Prior to a second trip up the Caledonia Gut from Hams Bay with students from the West Indian Heritage Institute, I did a little more research and found that the stone house which was poorly built was on all the Danish Maps of 1750 and before so I was correct in placing it in that era. However, I wasn’t quite sure other than timber how the resident, John Farmingtion survived (until 1767 at least).
I am aware that The Estate owners of St. Croix harvested timber and farmed leftover stands of Indian crops like cotton and indigo in the East End but wasn’t sure what was so economically viable to make residency possible in the Northwest Quarter. There was running water in the stream from the time of Indian occupancy (200 BC) until the 1980’s when the naturally occurring stream at the top of the hill was damned and with water, residency was possible if there was a source of revenue. Timber was a onetime crop with little residual cash flow in that era because of the lack of Forest Management.
John Boyd Reynolds (no relation) lived and hiked St. Croix in the eighties and reminded me of the Cocoa Trees and Vanilla Orchids but I simply didn’t connect the dots until I hiked with Raymond Hector who walked this area in the forties and knew a Mr. Nicholas who lived in the cinder block house shown in the original post who was responsible for a galvanized pipeline that connected his house with water from the continuously running portion of the stream. The area above and to the South East of his house is still called Estate Nicholas.
Raymond told me the house was on a much older foundation because the back portion of the house was made from coral blocks from an earlier era. Seems Mr. Nicholas lived on a cocoa plantation and received other revenues from the citrus trees he planted by the stream bed and also most likely from castor beans planted during the shortages of World War Two. I see the evidence of Castor, Mango, Palm and more all of which probably arrived in St. Croix prior to 1600.

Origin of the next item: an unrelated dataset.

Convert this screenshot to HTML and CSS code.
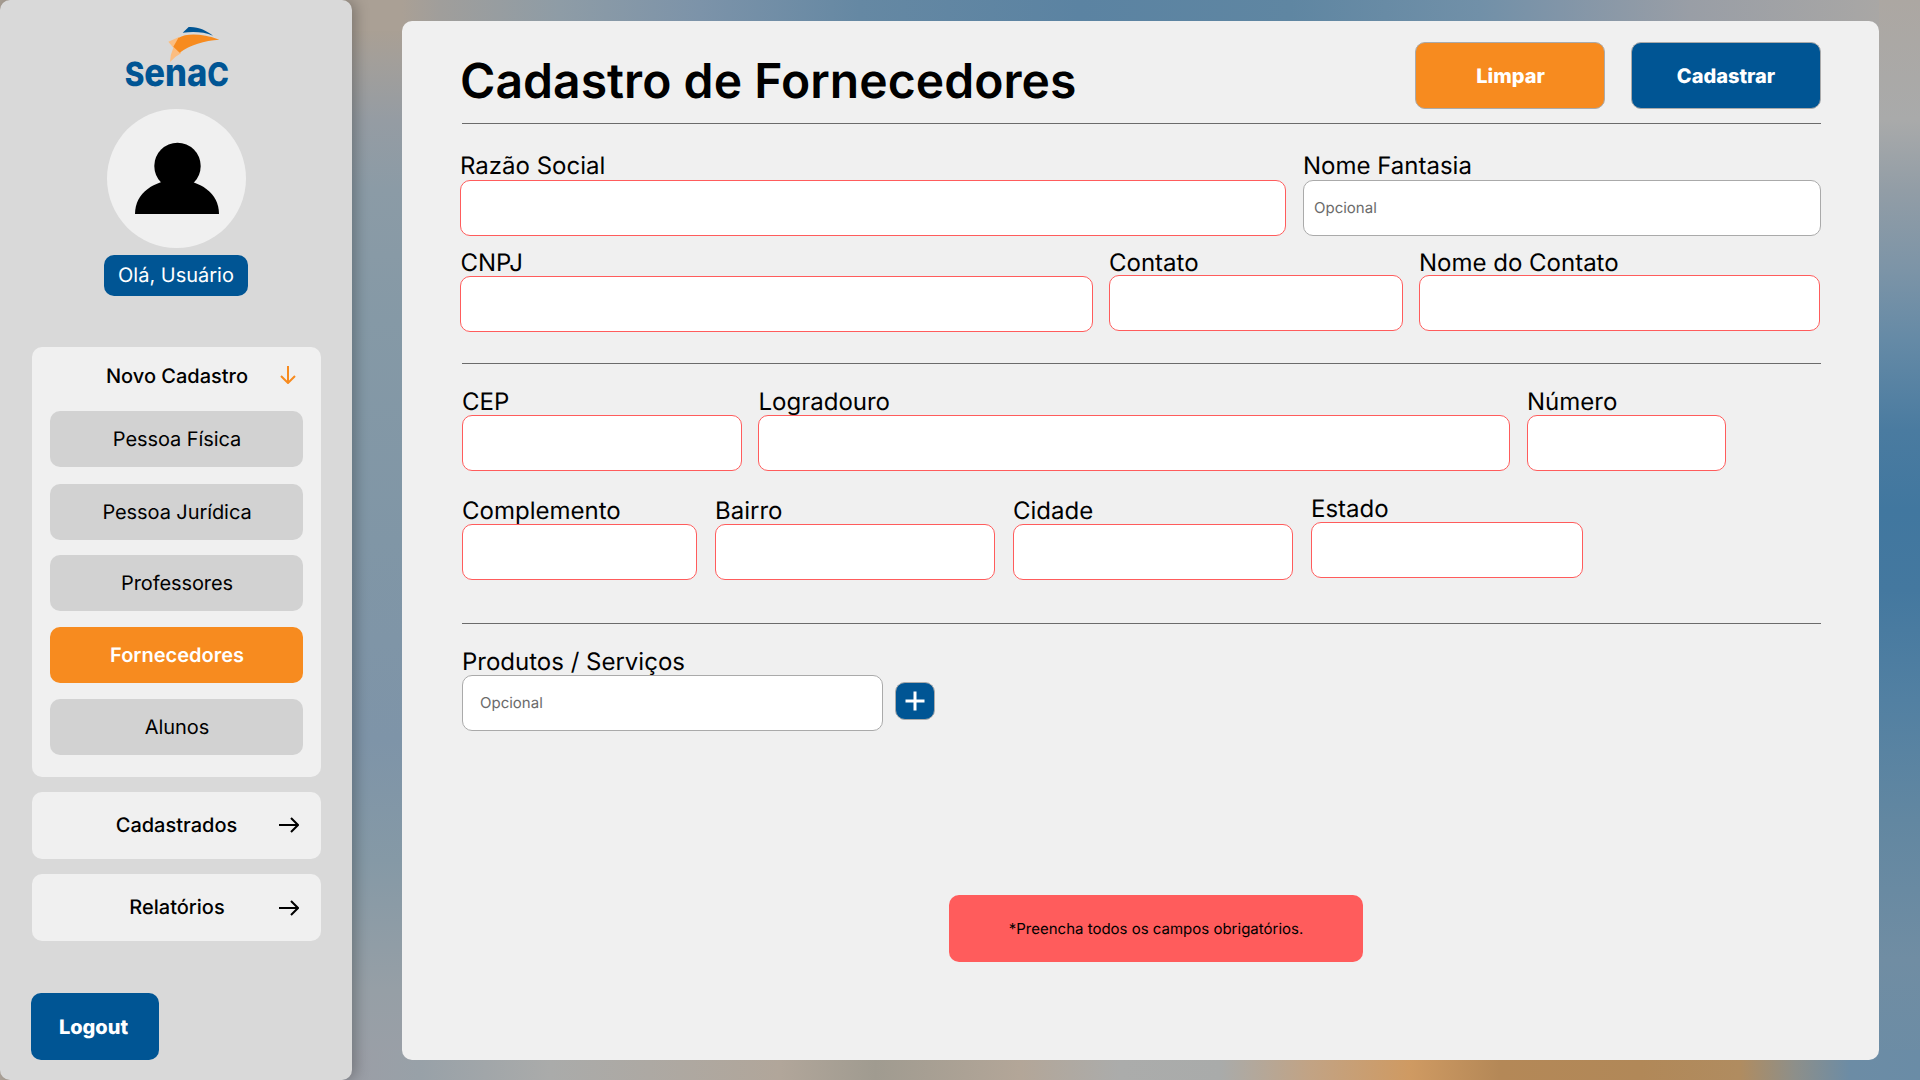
FILE: index.html
```html
<!DOCTYPE html>
<html lang="pt-BR">
<head>
<meta charset="utf-8">
<title>Cadastro de Fornecedores</title>
<link rel="stylesheet" href="styles.css">
</head>
<body>
<aside class="sidebar">
  <svg class="logo" viewBox="0 0 312 186" role="img" aria-label="Senac">
    <path fill="#fbbd80" d="M130 47 162 33 168 82 Q148 93 135 108 Q136 84 145 65Z"/>
    <path fill="#f78b1f" d="M160 36 C185 21 230 22 283 41 C238 43 195 57 164 80 L145 62Z"/>
    <path fill="#005594" d="M173 20 191 3 C218 1 246 14 264 29 C237 17 204 17 173 20Z"/>
    <text class="logo-word" x="-1" y="180" textLength="313" lengthAdjust="spacingAndGlyphs"><tspan font-size="100">S</tspan><tspan font-size="116">ena</tspan><tspan font-size="98">C</tspan></text>
  </svg>
  <div class="avatar">
    <svg viewBox="0 0 84 72" width="84" height="72"><circle cx="42.5" cy="24" r="23.2"/><path d="M0 72C0 51 19 38 42 38S84 51 84 72Z"/></svg>
  </div>
  <div class="greeting">Olá, Usuário</div>
  <nav class="menu">
    <section class="menu-group">
      <div class="menu-head">Novo Cadastro
        <svg class="arrow-down" viewBox="0 0 16 18"><path d="M8 0V16.5M1 10 8 17 15 10"/></svg>
      </div>
      <a class="item">Pessoa Física</a>
      <a class="item item-second">Pessoa Jurídica</a>
      <a class="item item-third">Professores</a>
      <a class="item active">Fornecedores</a>
      <a class="item">Alunos</a>
    </section>
    <a class="menu-link">Cadastrados
      <svg class="arrow-right" viewBox="0 0 20 16"><path d="M0 8H19M12 1 19 8 12 15"/></svg>
    </a>
    <a class="menu-link reports">Relatórios
      <svg class="arrow-right" viewBox="0 0 20 16"><path d="M0 8H19M12 1 19 8 12 15"/></svg>
    </a>
  </nav>
  <button class="logout">Logout</button>
</aside>
<main class="panel">
  <header class="panel-head">
    <h1>Cadastro de Fornecedores</h1>
    <div class="actions">
      <button class="btn btn-orange">Limpar</button>
      <button class="btn btn-blue">Cadastrar</button>
    </div>
  </header>
  <hr>
  <form class="form">
    <div class="row row-company">
      <div class="field"><label>Razão Social</label><input></div>
      <div class="field"><label>Nome Fantasia</label><input class="optional" placeholder="Opcional"></div>
    </div>
    <div class="row row-contact">
      <div class="field cnpj"><label>CNPJ</label><input></div>
      <div class="field"><label>Contato</label><input></div>
      <div class="field"><label>Nome do Contato</label><input></div>
    </div>
    <hr class="rule-address">
    <div class="row row-street">
      <div class="field"><label>CEP</label><input></div>
      <div class="field"><label class="nudge">Logradouro</label><input></div>
      <div class="field"><label>Número</label><input></div>
    </div>
    <div class="row row-city">
      <div class="field"><label>Complemento</label><input></div>
      <div class="field"><label>Bairro</label><input></div>
      <div class="field"><label>Cidade</label><input></div>
      <div class="field state"><label>Estado</label><input></div>
    </div>
    <hr class="rule-products">
    <div class="row row-products">
      <div class="field"><label>Produtos / Serviços</label><input class="optional" placeholder="Opcional"></div>
      <button type="button" class="add" aria-label="Adicionar"><svg viewBox="0 0 20 20" width="20" height="20"><path d="M10 .5V19.5M.5 10H19.5"/></svg></button>
    </div>
  </form>
  <div class="alert">*Preencha todos os campos obrigatórios.</div>
</main>
</body>
</html>
```
FILE: styles.css
```css
* { box-sizing: border-box; }

body {
  margin: 0;
  width: 1920px;
  height: 1080px;
  overflow: hidden;
  display: flex;
  font-family: Inter, "Liberation Sans", sans-serif;
  text-rendering: geometricPrecision;
  color: #000;
  background:
    linear-gradient(90deg, #aaa095 402px, #a09e9b 440px, #8e9ca6 560px, #7c93a9 700px, #6588a3 860px, #5b83a2 1080px, #5f86a2 1290px, #7190a8 1480px, #8195a8 1560px, #999ea6 1690px, #a9a7a5 1879px) 0 0 / 1879px 31px no-repeat,
    linear-gradient(90deg, #b0a69c 0, #9b9ea6 352px, #98a1a8 420px, #aaabaa 550px, #b1a69a 780px, #a09b90 875px, #b3a698 1020px, #abacab 1120px, #a9abaa 1220px, #c2a384 1310px, #cf9a62 1410px, #b48857 1500px, #b18858 1640px, #b08c60 1740px, #8d8f8a 1795px, #6c8ca5 1850px, #6a8ca6 1920px) 0 1050px / 1920px 30px no-repeat,
    linear-gradient(180deg, #b0a08e 0, #a39f9a 60px, #959ca3 120px, #8b9ba6 190px, #8599a6 320px, #8096a6 540px, #7e94a8 740px, #8599a6 860px, #969fa6 990px, #9b9fa7 1080px) 0 0 / 402px 1080px no-repeat,
    linear-gradient(180deg, #aca7a2 0, #a9aaaa 120px, #929da6 190px, #7c94a7 270px, #658aa6 340px, #4a7ba0 430px, #41779f 510px, #44789f 590px, #5280a2 700px, #6287a1 820px, #708da3 960px, #6b8ca5 1080px) 1879px 0 / 41px 1080px no-repeat;
}

.sidebar {
  width: 352px;
  height: 1080px;
  display: flex;
  flex-direction: column;
  align-items: center;
  padding-top: 26px;
  background: #d9d9d9;
  border-radius: 10px;
  box-shadow: 4px 0 14px rgba(0, 0, 0, .25);
}

.logo {
  width: 104px;
  height: 62px;
  margin-left: 2px;
  overflow: visible;
}

.logo-word {
  fill: #005594;
  font-family: Inter, sans-serif;
  font-weight: 800;
}

.avatar {
  width: 139px;
  height: 139px;
  margin-top: 21px;
  padding: 33px 0 0 2px;
  border-radius: 50%;
  background: #f0f0f0;
  display: flex;
  justify-content: center;
}

.greeting {
  width: 144px;
  height: 41px;
  margin-top: 7px;
  border-radius: 10px;
  background: #005594;
  color: #fff;
  font-size: 20px;
  line-height: 40px;
  text-align: center;
}

.menu {
  width: 289px;
  margin-top: 51px;
  margin-left: 1px;
  display: flex;
  flex-direction: column;
  gap: 15px;
  font-size: 20px;
  font-weight: 500;
}

.menu-group {
  height: 430px;
  padding: 0 18px;
  background: #f0f0f0;
  border-radius: 10px;
}

.menu-head {
  position: relative;
  height: 64px;
  padding: 17px 0 0 1px;
  line-height: 24px;
  text-align: center;
}

.arrow-down {
  position: absolute;
  top: 19px;
  right: 7px;
  width: 16px;
  height: 18px;
  fill: none;
  stroke: #f78b1f;
  stroke-width: 2;
}

.item {
  display: block;
  height: 56px;
  margin-bottom: 16px;
  padding-left: 1px;
  border-radius: 10px;
  background: #d2d2d2;
  font-weight: 400;
  line-height: 56px;
  letter-spacing: -.08px;
  text-align: center;
}

.item-second { margin-top: 17px; margin-bottom: 15px; }

.item.active {
  background: #f78b1f;
  color: #fff;
  font-weight: 600;
  letter-spacing: 0;
}

.menu-link {
  position: relative;
  height: 67px;
  border-radius: 10px;
  background: #f0f0f0;
  line-height: 66px;
  text-align: center;
}

.arrow-right {
  position: absolute;
  top: 25px;
  right: 22px;
  width: 20px;
  height: 16px;
  fill: none;
  stroke: #000;
  stroke-width: 2;
}

.reports { padding-left: 1px; }
.reports .arrow-right { top: 26px; }

button {
  padding: 0;
  font: 800 20px/24px Inter, sans-serif;
  text-rendering: inherit;
  color: #fff;
  border-radius: 10px;
}

.logout {
  align-self: flex-start;
  width: 128px;
  height: 67px;
  margin: 52px 0 0 31px;
  padding-right: 3px;
  border: 0;
  background: #005594;
}

.panel {
  width: 1477px;
  height: 1039px;
  margin: 21px 0 0 50px;
  padding: 21px 58px 0;
  background: #f0f0f0;
  border-radius: 10px;
}

.panel-head {
  height: 81px;
  display: flex;
  justify-content: space-between;
}

h1 {
  margin: 10px 0 0;
  font-size: 48px;
  font-weight: 600;
  line-height: 58px;
  letter-spacing: .06px;
}

.actions {
  display: flex;
  gap: 26px;
}

.btn {
  width: 190px;
  height: 67px;
  border: 1px solid #aaa;
}

.btn-orange { background: #f78b1f; padding-left: 1px; }
.btn-blue { background: #005594; }

hr {
  height: 1px;
  margin: 0 0 27px 2px;
  border: 0;
  background: #6b6b6b;
}

.rule-address { margin: 31px 0 23px 2px; }
.rule-products { margin: 43px 0 23px 2px; }

.row { display: grid; }

.row-company {
  grid-template-columns: 826px 518px;
  column-gap: 17px;
}

.row-contact {
  grid-template-columns: 633px 294px 401px;
  column-gap: 16px;
  margin-top: 12px;
}

.row-street {
  grid-template-columns: 280px 752px 199px;
  column-gap: 16px;
  margin-left: 2px;
}

.row-street .field:last-child { margin: 0 -1px 0 1px; }

.row-city {
  grid-template-columns: 235px 280px 280px 272px;
  column-gap: 18px;
  align-items: end;
  margin: 23px 0 0 2px;
}

.row-products {
  grid-template-columns: 421px 40px;
  column-gap: 12px;
  margin-left: 2px;
}

.field {
  display: flex;
  flex-direction: column;
}

label {
  height: 28px;
  font-size: 24px;
  line-height: 29px;
  white-space: nowrap;
}

.row-company label { height: 29px; }
.row-contact label { height: 27px; }
.row-contact .cnpj label { height: 28px; margin-left: .5px; }
.row-city .state { margin-bottom: 2px; }
.nudge { margin-left: .5px; }

input {
  width: 100%;
  height: 56px;
  padding: 0 17px 2px;
  border: 1px solid #ff5c5c;
  border-radius: 10px;
  background: #fff;
  font: 15px Inter, sans-serif;
  text-rendering: inherit;
}

.optional { border-color: #aaa; }
.row-company .optional { padding: 0 10px 2px; }
.optional::placeholder { color: #6b6b6b; }

.add {
  width: 40px;
  height: 38px;
  margin-top: 35px;
  border: 1px solid #aaa;
  background: #005594;
  display: flex;
  align-items: center;
  justify-content: center;
}

.add path {
  fill: none;
  stroke: #fff;
  stroke-width: 3;
}

.alert {
  width: 414px;
  height: 67px;
  margin: 164px 0 0 489px;
  border-radius: 10px;
  background: #ff5c5c;
  font-size: 15px;
  line-height: 67px;
  text-align: center;
}
```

According to Mr. Hector, the irony of the damned up spring is that it is now located on the Sustainable Farm which would not be sustainable without the water from the pond which was artificially created. So to sustain their conservation effort in a newly planted area, they need the water from what was a naturally running spring which in turn deprives the Caledonia Gut of the water it needs to sustain the Central and South American Plants brought here by the neo Indians over 2000 years ago.